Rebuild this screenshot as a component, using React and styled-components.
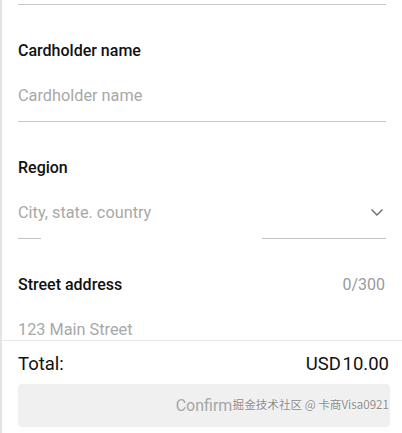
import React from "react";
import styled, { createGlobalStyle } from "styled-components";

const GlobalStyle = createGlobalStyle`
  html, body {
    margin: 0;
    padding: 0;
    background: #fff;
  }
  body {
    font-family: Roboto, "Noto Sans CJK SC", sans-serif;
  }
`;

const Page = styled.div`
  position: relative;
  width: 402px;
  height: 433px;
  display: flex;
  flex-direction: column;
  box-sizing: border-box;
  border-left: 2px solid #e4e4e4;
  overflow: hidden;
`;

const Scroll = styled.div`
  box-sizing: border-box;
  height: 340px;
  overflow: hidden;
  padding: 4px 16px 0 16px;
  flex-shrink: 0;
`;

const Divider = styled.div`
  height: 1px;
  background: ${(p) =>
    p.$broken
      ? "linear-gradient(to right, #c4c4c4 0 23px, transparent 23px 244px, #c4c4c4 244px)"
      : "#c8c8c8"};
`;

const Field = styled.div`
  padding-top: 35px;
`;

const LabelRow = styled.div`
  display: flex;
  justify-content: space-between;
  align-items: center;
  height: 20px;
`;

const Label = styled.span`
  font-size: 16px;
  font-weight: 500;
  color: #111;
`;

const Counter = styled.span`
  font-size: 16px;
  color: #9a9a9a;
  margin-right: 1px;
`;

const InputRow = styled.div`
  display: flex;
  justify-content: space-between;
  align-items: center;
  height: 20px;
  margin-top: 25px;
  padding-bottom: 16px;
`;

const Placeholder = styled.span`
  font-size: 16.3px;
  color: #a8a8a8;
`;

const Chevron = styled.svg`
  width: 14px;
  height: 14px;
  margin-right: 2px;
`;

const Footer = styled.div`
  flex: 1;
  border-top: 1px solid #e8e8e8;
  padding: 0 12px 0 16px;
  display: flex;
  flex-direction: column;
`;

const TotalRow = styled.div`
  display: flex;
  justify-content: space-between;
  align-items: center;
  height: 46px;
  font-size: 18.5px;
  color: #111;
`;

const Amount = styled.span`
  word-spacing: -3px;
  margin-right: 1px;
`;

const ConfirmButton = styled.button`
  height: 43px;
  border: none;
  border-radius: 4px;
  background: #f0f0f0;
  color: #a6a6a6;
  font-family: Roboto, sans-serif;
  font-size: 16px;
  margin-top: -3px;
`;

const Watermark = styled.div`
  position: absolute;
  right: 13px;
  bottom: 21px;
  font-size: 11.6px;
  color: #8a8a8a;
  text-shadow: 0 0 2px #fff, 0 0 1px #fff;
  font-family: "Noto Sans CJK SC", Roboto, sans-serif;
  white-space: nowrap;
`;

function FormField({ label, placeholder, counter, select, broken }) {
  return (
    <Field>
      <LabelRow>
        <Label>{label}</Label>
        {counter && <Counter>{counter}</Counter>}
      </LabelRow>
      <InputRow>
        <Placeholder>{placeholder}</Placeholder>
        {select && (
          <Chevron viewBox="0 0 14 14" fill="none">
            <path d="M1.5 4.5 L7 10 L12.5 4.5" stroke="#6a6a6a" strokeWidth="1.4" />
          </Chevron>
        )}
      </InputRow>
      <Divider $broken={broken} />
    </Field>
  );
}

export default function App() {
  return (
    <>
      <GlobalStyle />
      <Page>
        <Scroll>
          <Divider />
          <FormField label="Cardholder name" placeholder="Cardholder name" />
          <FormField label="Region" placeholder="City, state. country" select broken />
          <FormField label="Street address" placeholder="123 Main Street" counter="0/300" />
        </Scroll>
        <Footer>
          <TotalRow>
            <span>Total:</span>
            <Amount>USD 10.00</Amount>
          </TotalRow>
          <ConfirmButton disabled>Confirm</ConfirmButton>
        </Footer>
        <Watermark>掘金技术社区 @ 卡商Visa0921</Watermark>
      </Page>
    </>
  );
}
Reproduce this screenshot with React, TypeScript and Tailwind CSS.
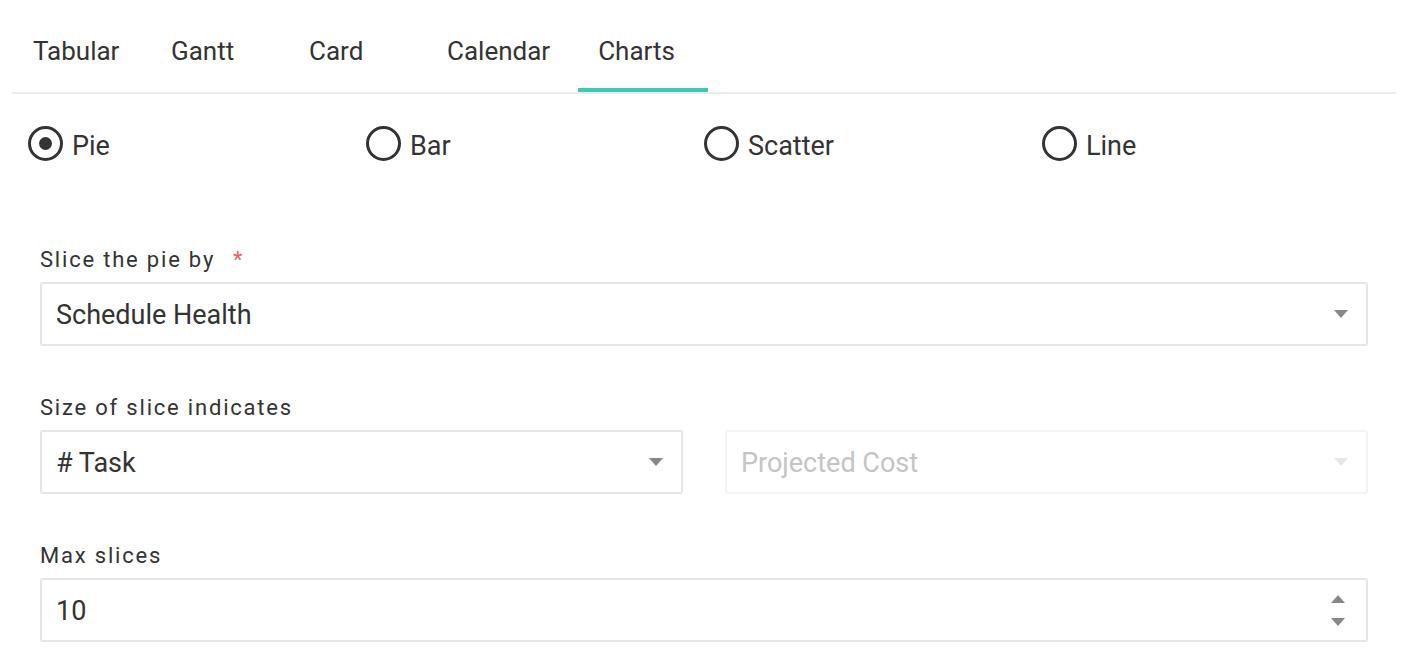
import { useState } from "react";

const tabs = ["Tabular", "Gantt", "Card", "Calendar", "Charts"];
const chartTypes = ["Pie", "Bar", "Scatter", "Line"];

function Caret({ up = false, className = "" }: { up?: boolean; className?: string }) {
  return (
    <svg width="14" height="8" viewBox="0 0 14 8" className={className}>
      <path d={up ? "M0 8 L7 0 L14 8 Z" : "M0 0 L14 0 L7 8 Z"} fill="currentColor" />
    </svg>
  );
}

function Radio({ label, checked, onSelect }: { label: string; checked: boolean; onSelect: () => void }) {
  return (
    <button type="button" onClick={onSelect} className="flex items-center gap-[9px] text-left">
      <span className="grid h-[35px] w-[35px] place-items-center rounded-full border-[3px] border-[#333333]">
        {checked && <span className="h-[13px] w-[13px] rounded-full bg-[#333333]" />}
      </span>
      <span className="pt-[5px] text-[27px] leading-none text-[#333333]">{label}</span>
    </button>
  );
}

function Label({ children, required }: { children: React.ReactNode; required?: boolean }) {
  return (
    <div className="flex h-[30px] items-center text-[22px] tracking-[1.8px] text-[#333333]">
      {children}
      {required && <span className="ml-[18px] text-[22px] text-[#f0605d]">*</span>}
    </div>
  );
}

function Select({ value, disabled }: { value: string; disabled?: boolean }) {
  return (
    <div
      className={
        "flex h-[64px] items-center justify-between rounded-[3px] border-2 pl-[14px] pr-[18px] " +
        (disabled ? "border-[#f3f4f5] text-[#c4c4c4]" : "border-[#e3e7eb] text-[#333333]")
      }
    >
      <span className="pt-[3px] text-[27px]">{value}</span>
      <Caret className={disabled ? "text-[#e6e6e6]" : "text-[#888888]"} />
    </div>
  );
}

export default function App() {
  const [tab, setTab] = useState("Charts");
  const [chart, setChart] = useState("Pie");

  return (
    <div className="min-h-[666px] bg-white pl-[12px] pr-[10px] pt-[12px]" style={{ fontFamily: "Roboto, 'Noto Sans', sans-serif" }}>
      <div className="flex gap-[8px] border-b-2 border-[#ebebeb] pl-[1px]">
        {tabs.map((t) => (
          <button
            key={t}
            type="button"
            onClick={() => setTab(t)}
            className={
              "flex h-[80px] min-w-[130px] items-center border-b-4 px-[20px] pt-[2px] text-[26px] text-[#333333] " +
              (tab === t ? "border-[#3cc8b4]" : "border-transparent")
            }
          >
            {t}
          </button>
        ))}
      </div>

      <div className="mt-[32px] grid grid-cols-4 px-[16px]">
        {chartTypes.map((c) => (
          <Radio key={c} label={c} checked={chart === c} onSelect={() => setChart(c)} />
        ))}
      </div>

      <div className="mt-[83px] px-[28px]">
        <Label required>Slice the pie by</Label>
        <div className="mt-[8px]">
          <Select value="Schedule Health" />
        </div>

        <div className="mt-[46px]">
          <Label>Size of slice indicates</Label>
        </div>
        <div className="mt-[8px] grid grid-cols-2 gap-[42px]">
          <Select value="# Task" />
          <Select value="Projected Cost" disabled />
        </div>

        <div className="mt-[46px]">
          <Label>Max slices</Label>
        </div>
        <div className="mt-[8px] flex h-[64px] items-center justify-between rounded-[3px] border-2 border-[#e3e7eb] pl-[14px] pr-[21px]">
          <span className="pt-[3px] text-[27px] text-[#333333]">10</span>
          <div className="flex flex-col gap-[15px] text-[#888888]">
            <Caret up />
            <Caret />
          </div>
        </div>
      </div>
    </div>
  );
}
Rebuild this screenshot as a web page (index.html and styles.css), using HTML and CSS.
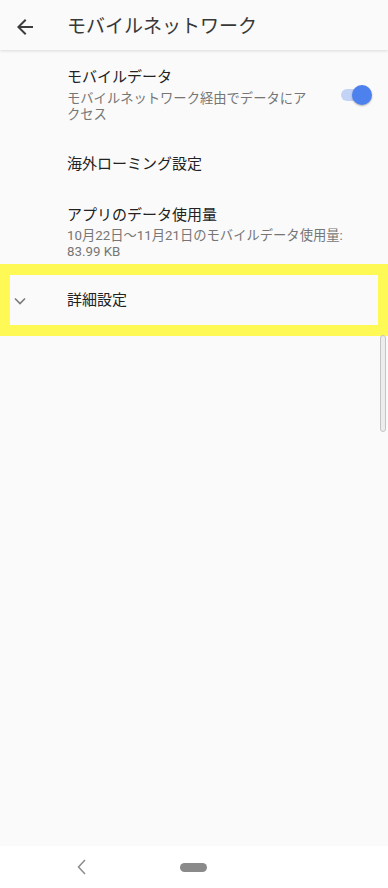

Set exercise: Say how many lines in this listing hold the string "using", giving the count and nothing more.

The output: 2